Monday, September 20, 2010

 
Best of GABF 2010

Change was in the air this year at the Great American Beer Festival. Yes, the long-time best breweries brought their game (Russian River with a still trend-setting pucker-worthy Supplication, New Glarus with its consistently unique Raspberry Tart, Great Divide shaking things up with its oak-aged Rumble IPA). But this seemed to be the year when five other breweries really stepped up to grab the spotlight.

Call it the "line test." When you grabbed a one-ounce pour, where was it that you just wanted to turn around, head to the back of the line and wait, no matter how long, for another beer to see what else that brewer could do? Just within the confines of the Fearless Tasting Crew, these were those places: Cigar City Brewing, Six Rivers Brewing, Odell Brewing, Cascade Brewing and late-session find Weyerbacher Brewing Co.

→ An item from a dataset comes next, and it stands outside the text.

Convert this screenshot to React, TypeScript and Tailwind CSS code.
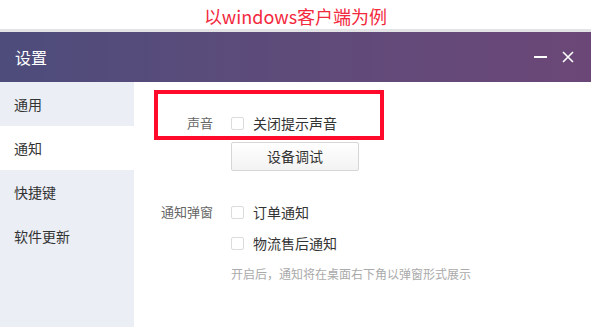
import React from "react";

const menu = ["通用", "通知", "快捷键", "软件更新"];

function Checkbox() {
  return <span className="w-[13px] h-[13px] shrink-0 rounded-[2px] border border-[#dcdcdc] bg-white" />;
}

export default function App() {
  return (
    <div
      className="w-[591px] h-[332px] bg-white flex flex-col overflow-hidden"
      style={{ fontFamily: '"Noto Sans CJK SC", "Noto Sans", sans-serif' }}
    >
      {/* caption */}
      <div className="h-[29px] flex items-center justify-center text-[18px] leading-none text-[#f2293d] pt-[3px]">
        以windows客户端为例
      </div>
      <div className="h-[3px] bg-[#e3e3e6]" />

      {/* title bar */}
      <div className="h-[50px] flex items-center justify-between pl-[15px] pr-[17px] bg-gradient-to-r from-[#4d4c7b] via-[#5e4b7a] to-[#6b4777] text-white">
        <span className="text-[16px] leading-none">设置</span>
        <div className="flex items-center gap-[15px]">
          <span className="w-[13px] h-[2px] bg-white" />
          <svg width="12" height="12" viewBox="0 0 12 12" stroke="white" strokeWidth="1.6">
            <path d="M1 1L11 11M11 1L1 11" />
          </svg>
        </div>
      </div>

      <div className="h-[245px] flex">
        {/* sidebar */}
        <div className="w-[134px] bg-[#ebeef5] flex flex-col">
          {menu.map((m, i) => (
            <div
              key={m}
              className={`h-[44px] flex items-center pl-[14px] text-[14px] text-[#333] ${i === 1 ? "bg-white" : ""}`}
            >
              {m}
            </div>
          ))}
        </div>

        {/* content */}
        <div className="flex-1 flex flex-col pl-[20px] pt-[8px] text-[14px]">
          <div className="w-[230px] h-[50px] border-4 border-[#ff0a2b] pt-[19px]">
            <div className="h-[20px] flex items-center">
              <span className="w-[55px] text-right text-[13px] text-[#666]">声音</span>
              <span className="ml-[18px] flex items-center gap-[9px]">
                <Checkbox />
                <span className="text-[#333]">关闭提示声音</span>
              </span>
            </div>
          </div>

          <button className="ml-[77px] mt-[2px] w-[128px] h-[29px] rounded-[2px] border border-[#d6d6d6] bg-gradient-to-b from-white to-[#f3f3f3] text-[14px] text-[#333]">
            设备调试
          </button>

          <div className="mt-[31px] h-[20px] flex items-center">
            <span className="w-[59px] text-right text-[13px] text-[#666]">通知弹窗</span>
            <span className="ml-[18px] flex items-center gap-[9px]">
              <Checkbox />
              <span className="text-[#333]">订单通知</span>
            </span>
          </div>

          <div className="mt-[11px] h-[20px] flex items-center pl-[77px] gap-[9px]">
            <Checkbox />
            <span className="text-[#333]">物流售后通知</span>
          </div>

          <div className="mt-[13px] pl-[77px] text-[12px] leading-[16px] text-[#aaa]">
            开启后，通知将在桌面右下角以弹窗形式展示
          </div>
        </div>
      </div>
    </div>
  );
}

And so, here is just one man's very abbreviated opinion of the best beers that could be found at the 29th Great American Beer Festival.

Best in Show: Based on its uniqueness as a cross between a sour and a saison alone, Cigar City's Guava Grove might have been the beer about which the most people left the festival buzzing. But what separated it from the sour genre and truly made it special was that the use of the guava for flavor, unlike sour cherries or raspberries, was not especially penetrating or intense. Instead, it just sat on the tongue, making this the most accessible and pleasing sour beer in a show where more and more made their way to the forefront.
Best hoppy beer: Judging by the fact that it, unlike most other types of hop, showed up in several beers' names, simcoe is the "it" hop right now. And nothing made better use of this edgy and intense floral flavor than Easton, Pa.-based Weyerbacher Brewing's Double Simcoe IPA. Introducing itself with a huge burst of flavor but leaving you with a more full-mouthed grassy rather than bitter backtaste, this beer, more so than any others of its genre, straddled the line between sweet and bite.

Best dark beer: Old-school stouts and porters seem to be on their way out. In fact the words "oatmeal porter" were about as rare this year as the term "light lager." But between chocolate-milk stouts and coffee-infused Russian imperial stouts, the taste that stood out the most was Six Rivers' Smoky Joe's Spicy Porter, which deftly weaved together mesquite, roasted malt and pepper spices into its own creation.

Best traditional sour: The three different barrel-aged creations that went into Odell's Friek looked at first like some strange blend of tomato and pineapple juice. But the raspberry-cherry overlap turned out to blend amazingly well and prove as refreshing as it was challenging. Kudos go as well to Cascade's Apricot Ale and its Kriek.

Best wheat/lager/lighter ale: At a festival that seemed to be all about barrels, coffee, smoke and limit-pushing new ingredients, it seemed that just about the only lighter beer turning heads was Dry Dock Brewing's Paragon Apricot Blonde. Accessibly fruit-tinged without being overpowering and without forgetting that the beer is more important than the additive, this calmed your taste buds and left you thinking "Mmm, session beer" more than anything else you tasted at the GABF.